The record-breaking XB-42 prototype was destroyed in a crash on 16 December. On a routine flight out of Bolling Field, Washington, D.C., suffered in short order, a landing gear extension problem, failure of the left engine, and as coolant temperatures rose, failure of the right engine. Major Hayduck bailed out at 1,200 feet, Lt. Col. Haney at 800 feet, and the pilot Lt. Col. Fred J. Ascani, after crawling aft to jettison the pusher propellers, at 400 feet – all three survived. The aircraft crashed at Oxon Hill, Maryland. The classified jettisonable propeller technology caused a problem for authorities in explaining what witnesses on the ground thought was the aircraft exploding. Possible fuel management problems were speculated, but this hypothesis was never proven by subsequent investigation.
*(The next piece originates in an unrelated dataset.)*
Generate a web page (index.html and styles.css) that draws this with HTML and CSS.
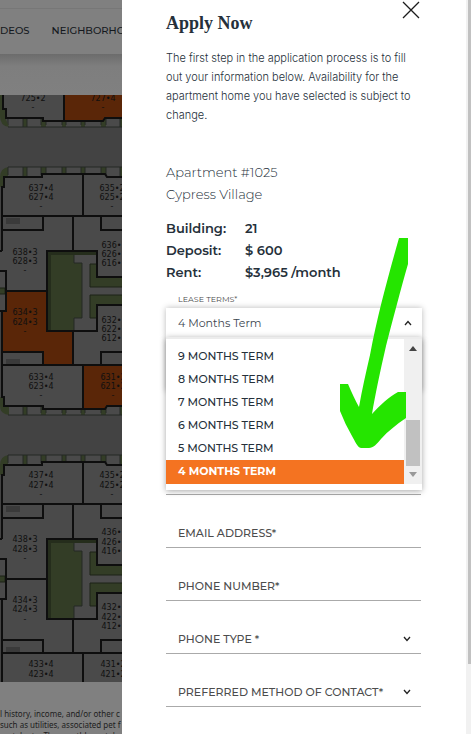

The remaining prototype was used in flight test programs, including fulfilling a December 1943 proposal by Douglas to fit uprated engines and underwing Westinghouse 19XB-2A axial-flow turbojets of 1,600 lbf (7.1 kN) thrust each, making it the XB-42A.
In this configuration, it first flew at Muroc (now Edwards Air Force Base) on 27 May 1947. In testing, it reached 488 mph (785 km/h). After 22 flights, the lower vertical stabilizer and rudder were damaged in a hard landing in 1947. The XB-42A was repaired but never flew again, and was taken off the USAF inventory on 30 June 1949.
The first prototype 43-50224 - in storage awaiting restoration in the Restoration Hangar at the National Museum of the United States Air Force in Dayton, Ohio. The prototype was removed from the USAF inventory in 1949 and given to the National Air and Space Museum in Washington, D.C., in whose care it remains although it has never been placed on display. The wings were removed for transport but have since been lost. In late 2010, the fuselage was transferred, along with the Douglas XB-43 Jetmaster, to the National Museum of the United States Air Force in Dayton, Ohio where they are awaiting restoration in the Restoration Hangars. Once completed, they will be displayed in the Museum's Experimental Aircraft Hangar.